Porém, o pedaço de rede jamais tinha sido usado. Estava guardado. No dia do Gre-Nal decisivo deste ano, no Beira-Rio, Barcellos buscou o objeto adormecido e colocou no bolso. “Vai dar sorte”, pensou. Quando chegou ao hotel usado como concentração pelo clube, encontrou Roger caminhando de um lado para outro, em busca das palavras que seriam ditas aos jogadores na palestra. Contou o episódio vivido tantos anos antes e como guardava o pedaço de rede como um troféu. Juntos, olharam imagens daquela comemoração de 1991 no YouTube e o assunto morreu por alguns minutos.
O técnico pensou um pouco mais e interpelou o presidente mais uma vez: “Presidente, o senhor me empresta a rede?”. Barcellos colocou a mão no bolso. “Me devolve. Quero que esteja comigo durante o jogo”, respondeu. E assim foi feito. Roger usou a relíquia na palestra, mostrando aos jogadores, muitos deles acostumados a títulos muito maiores, que o Gauchão era importante. O pedaço de rede, guardado há mais de 30 anos, era a prova cabal da relevância da conquista.
ORIGEM
O hoje presidente campeão gaúcho nasceu há 52 anos em Porto Alegre. É filho de Maria Gercy e Glamir, dois trabalhadores. Tem apenas um irmão, mas foi criado próximo de tios e primos, todos colorados, no bairro Menino Deus, em Porto Alegre. Desde pequeno, não saía do Beira-Rio, levado por parentes, mesmo que fosse preciso estar na Coreia, setor do estádio onde a torcida ficava em pé, fechado no início dos anos 2000, para o qual o ingresso era mais barato. A lembrança mais antiga que tem no estádio é do título brasileiro de 1979. “Meu tio me levou na cacunda (sob os ombros). Comemoramos assim”, lembra.
Depois, adolescente, frequentou o Parque Gigante e tentou ser jogador. Abandonou o sonho aos 16 anos, quando um treinador das categorias de base do Inter o aconselhou a procurar outro objetivo na vida. Estudou em escola particular graças a uma bolsa de estudos no ensino fundamental, passou nos exames e foi para o Colégio Militar, onde concluiu o então segundo grau. Foi estudante de Química na UFRGS, mas formou-se em administração em uma instituição privada. Depois, fez pós-graduação em gestão da inovação.

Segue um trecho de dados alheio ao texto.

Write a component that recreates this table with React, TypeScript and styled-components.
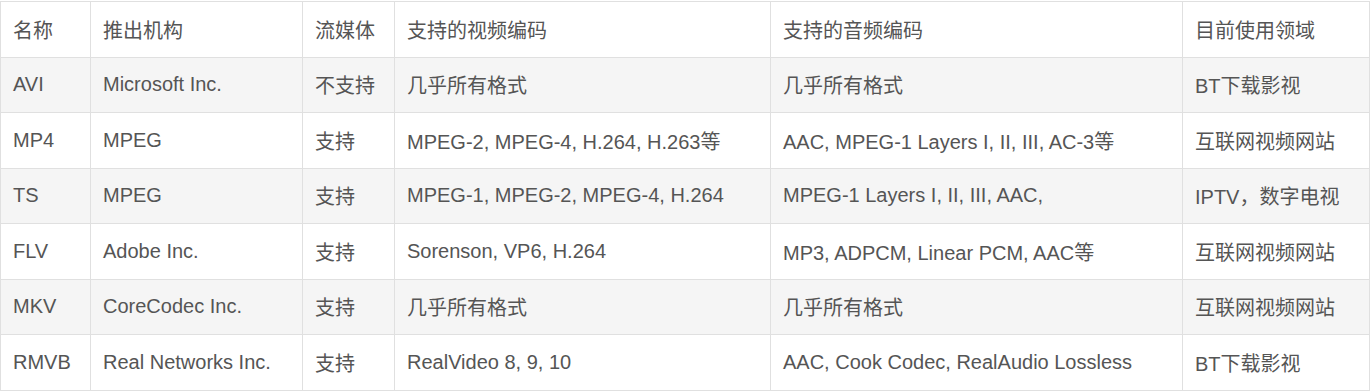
import React from "react";
import styled, { createGlobalStyle } from "styled-components";

const GlobalStyle = createGlobalStyle`
    html, body {
        margin: 0;
        padding: 0;
        background: #ffffff;
    }
    body {
        font-family: "Liberation Sans", Arial, "Noto Sans CJK SC", sans-serif;
        color: #555555;
    }
`;

const columns = [
    { title: "名称", width: 90 },
    { title: "推出机构", width: 212 },
    { title: "流媒体", width: 92 },
    { title: "支持的视频编码", width: 376 },
    { title: "支持的音频编码", width: 412 },
    { title: "目前使用领域", width: 187 },
];

const rows = [
    ["AVI", "Microsoft Inc.", "不支持", "几乎所有格式", "几乎所有格式", "BT下载影视"],
    [
        "MP4",
        "MPEG",
        "支持",
        "MPEG-2, MPEG-4, H.264, H.263等",
        "AAC, MPEG-1 Layers I, II, III, AC-3等",
        "互联网视频网站",
    ],
    [
        "TS",
        "MPEG",
        "支持",
        "MPEG-1, MPEG-2, MPEG-4, H.264",
        "MPEG-1 Layers I, II, III, AAC,",
        "IPTV，数字电视",
    ],
    [
        "FLV",
        "Adobe Inc.",
        "支持",
        "Sorenson, VP6, H.264",
        "MP3, ADPCM, Linear PCM, AAC等",
        "互联网视频网站",
    ],
    ["MKV", "CoreCodec Inc.", "支持", "几乎所有格式", "几乎所有格式", "互联网视频网站"],
    [
        "RMVB",
        "Real Networks Inc.",
        "支持",
        "RealVideo 8, 9, 10",
        "AAC, Cook Codec, RealAudio Lossless",
        "BT下载影视",
    ],
];

function App() {
    return (
        <>
            <GlobalStyle />
            <Wrapper>
                <Table>
                    <colgroup>
                        {columns.map((c) => (
                            <col key={c.title} style={{ width: c.width }} />
                        ))}
                    </colgroup>
                    <thead>
                        <Row striped={false}>
                            {columns.map((c) => (
                                <HeadCell key={c.title}>{c.title}</HeadCell>
                            ))}
                        </Row>
                    </thead>
                    <tbody>
                        {rows.map((r, i) => (
                            <Row key={r[0]} striped={i % 2 === 0}>
                                {r.map((cell, j) => (
                                    <Cell key={j}>{cell}</Cell>
                                ))}
                            </Row>
                        ))}
                    </tbody>
                </Table>
            </Wrapper>
        </>
    );
}

const Wrapper = styled.div`
    padding-top: 1px;
    width: 1370px;
`;

const Table = styled.table`
    width: 1369px;
    table-layout: fixed;
    border-collapse: collapse;
    font-size: 20px;
    color: #555555;
`;

const Row = styled.tr.withConfig({
    shouldForwardProp: (p) => p !== "striped",
})<{ striped: boolean }>`
    height: 55.5px;
    background-color: ${(props) => (props.striped ? "#f5f5f5" : "#ffffff")};
`;

const Cell = styled.td`
    border: 1px solid #e0e0e0;
    padding: 0 12px;
    text-align: left;
    vertical-align: middle;
    white-space: nowrap;
    font-weight: normal;
`;

const HeadCell = styled(Cell).attrs({ as: "th" })``;

export default App;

Na vida profissional, foi representante comercial de sapatos e sabão. Depois, cansado das frequentes viagens que o ofício de representante impunha, ingressou no serviço público trabalhando em diversas funções. Primeiro, entre 1996 e 1998, atuou no Departamento Municipal de Limpeza Urbana (DMLU), depois na Assembleia Legislativa. Em 2011, foi convidado para ser o presidente do Detran. Dois anos depois, tornou-se secretário de administração do governo Tarso Genro. Foi então que o Inter deixou de ser apenas uma paixão.
“O presidente Giovanni Luigi precisava destravar a cedência do terreno de Guaíba, que era minha responsabilidade como secretário. Ele me ligava muito para resolver aquilo. Depois, devido a boa relação criada, me convidou para ser conselheiro”, lembra. Em seguida, foi vice-presidente de administração, finanças e de futebol na gestão de Marcelo Medeiros (2017/2020). No segundo semestre de 2020, foi lançado por três movimentos na eleição que ocorreu no final daquele ano e acabou eleito. Três anos mais tarde, foi reeleito e, agora, conquistou seu primeiro título como dirigente.
“O Inter não muda. Desde que eu tinha 8 anos, ele está na minha vida. E assim é com um monte de gente, porque o futebol aproxima as pessoas. Quando o Inter faz um gol, o desembargador abraça o faxineiro. E quando perde, ambos ficam bravos. Todo mundo é colorado. Não interessa o resto”, diz.